Transcribe each line of the material as it is, and drop any picture.

MATERIAL PROVIDED:

-=-=-

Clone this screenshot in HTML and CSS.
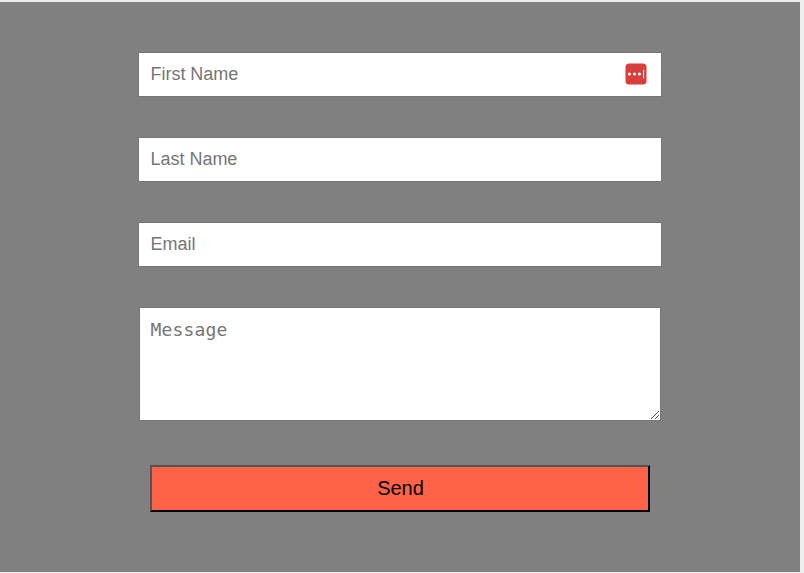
FILE: index.html
```html
<!DOCTYPE html>
<html lang="en">
<head>
  <meta charset="utf-8">
  <title>Contact</title>
  <link rel="stylesheet" href="styles.css">
</head>
<body>
  <form class="contact">
    <div class="field">
      <input class="input" type="text" placeholder="First Name">
      <svg class="badge" width="22" height="22" viewBox="0 0 22 22" aria-hidden="true">
        <rect x="0.5" y="0.5" width="21" height="21" rx="3.5" fill="#d93e3b"/>
        <circle cx="4.4" cy="11" r="1.6" fill="#fff"/>
        <circle cx="9.4" cy="11" r="1.6" fill="#fff"/>
        <circle cx="14.4" cy="11" r="1.6" fill="#fff"/>
        <rect x="18" y="6.8" width="1.1" height="8.6" rx="0.4" fill="#fff"/>
      </svg>
    </div>
    <input class="input" type="text" placeholder="Last Name">
    <input class="input" type="text" placeholder="Email">
    <div class="field-message">
      <textarea class="message" placeholder="Message"></textarea>
      <svg class="grip" width="10" height="10" viewBox="0 0 10 10" aria-hidden="true">
        <path d="M1 9 9 1M5 9 9 5" fill="none" stroke="#555" stroke-width="1"/>
      </svg>
    </div>
    <button class="send" type="button">Send</button>
  </form>
</body>
</html>
```
FILE: styles.css
```css
* {
  box-sizing: border-box;
}

body {
  margin: 0;
  padding-top: 2px;
  background: #eee;
  overflow: hidden;
}

.contact {
  display: flex;
  flex-direction: column;
  align-items: center;
  gap: 40px;
  width: 800px;
  height: 570px;
  padding-top: 50px;
  background: #808080;
}

.field {
  position: relative;
  height: 45px;
}

.input {
  display: block;
  width: 524px;
  height: 45px;
  padding: 0 11.5px;
  border: 1px solid #767676;
  background: #fff;
  font: 18px "Liberation Sans", Arial, sans-serif;
  letter-spacing: -0.02px;
}

.input::placeholder,
.message::placeholder {
  color: #757575;
}

.badge {
  position: absolute;
  top: 11px;
  right: 15px;
}

.field-message {
  position: relative;
}

.message {
  display: block;
  width: 522px;
  height: 114px;
  padding: 11px 10.5px;
  border: 1px solid #767676;
  background: #fff;
  font: 18px/21px "DejaVu Sans Mono", monospace;
  letter-spacing: 0.16px;
  resize: none;
}

.grip {
  position: absolute;
  right: 1px;
  bottom: 1px;
}

.send {
  width: 500px;
  height: 47px;
  margin-top: 4px;
  padding: 0 0 0 1px;
  border: 2px outset #000;
  background: tomato;
  color: #000;
  font: 20px "Liberation Sans", Arial, sans-serif;
}
```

-=-=-

TASK RESULT:
Clone this screenshot in HTML and CSS.
FILE: index.html
```html
<!DOCTYPE html>
<html lang="en">
<head>
  <meta charset="utf-8">
  <title>Contact</title>
  <link rel="stylesheet" href="styles.css">
</head>
<body>
  <form class="contact">
    <div class="field">
      <input class="input" type="text" placeholder="First Name">
      <svg class="badge" width="22" height="22" viewBox="0 0 22 22" aria-hidden="true">
        <rect x="0.5" y="0.5" width="21" height="21" rx="3.5" fill="#d93e3b"/>
        <circle cx="4.4" cy="11" r="1.6" fill="#fff"/>
        <circle cx="9.4" cy="11" r="1.6" fill="#fff"/>
        <circle cx="14.4" cy="11" r="1.6" fill="#fff"/>
        <rect x="18" y="6.8" width="1.1" height="8.6" rx="0.4" fill="#fff"/>
      </svg>
    </div>
    <input class="input" type="text" placeholder="Last Name">
    <input class="input" type="text" placeholder="Email">
    <div class="field-message">
      <textarea class="message" placeholder="Message"></textarea>
      <svg class="grip" width="10" height="10" viewBox="0 0 10 10" aria-hidden="true">
        <path d="M1 9 9 1M5 9 9 5" fill="none" stroke="#555" stroke-width="1"/>
      </svg>
    </div>
    <button class="send" type="button">Send</button>
  </form>
</body>
</html>
```
FILE: styles.css
```css
* {
  box-sizing: border-box;
}

body {
  margin: 0;
  padding-top: 2px;
  background: #eee;
  overflow: hidden;
}

.contact {
  display: flex;
  flex-direction: column;
  align-items: center;
  gap: 40px;
  width: 800px;
  height: 570px;
  padding-top: 50px;
  background: #808080;
}

.field {
  position: relative;
  height: 45px;
}

.input {
  display: block;
  width: 524px;
  height: 45px;
  padding: 0 11.5px;
  border: 1px solid #767676;
  background: #fff;
  font: 18px "Liberation Sans", Arial, sans-serif;
  letter-spacing: -0.02px;
}

.input::placeholder,
.message::placeholder {
  color: #757575;
}

.badge {
  position: absolute;
  top: 11px;
  right: 15px;
}

.field-message {
  position: relative;
}

.message {
  display: block;
  width: 522px;
  height: 114px;
  padding: 11px 10.5px;
  border: 1px solid #767676;
  background: #fff;
  font: 18px/21px "DejaVu Sans Mono", monospace;
  letter-spacing: 0.16px;
  resize: none;
}

.grip {
  position: absolute;
  right: 1px;
  bottom: 1px;
}

.send {
  width: 500px;
  height: 47px;
  margin-top: 4px;
  padding: 0 0 0 1px;
  border: 2px outset #000;
  background: tomato;
  color: #000;
  font: 20px "Liberation Sans", Arial, sans-serif;
}
```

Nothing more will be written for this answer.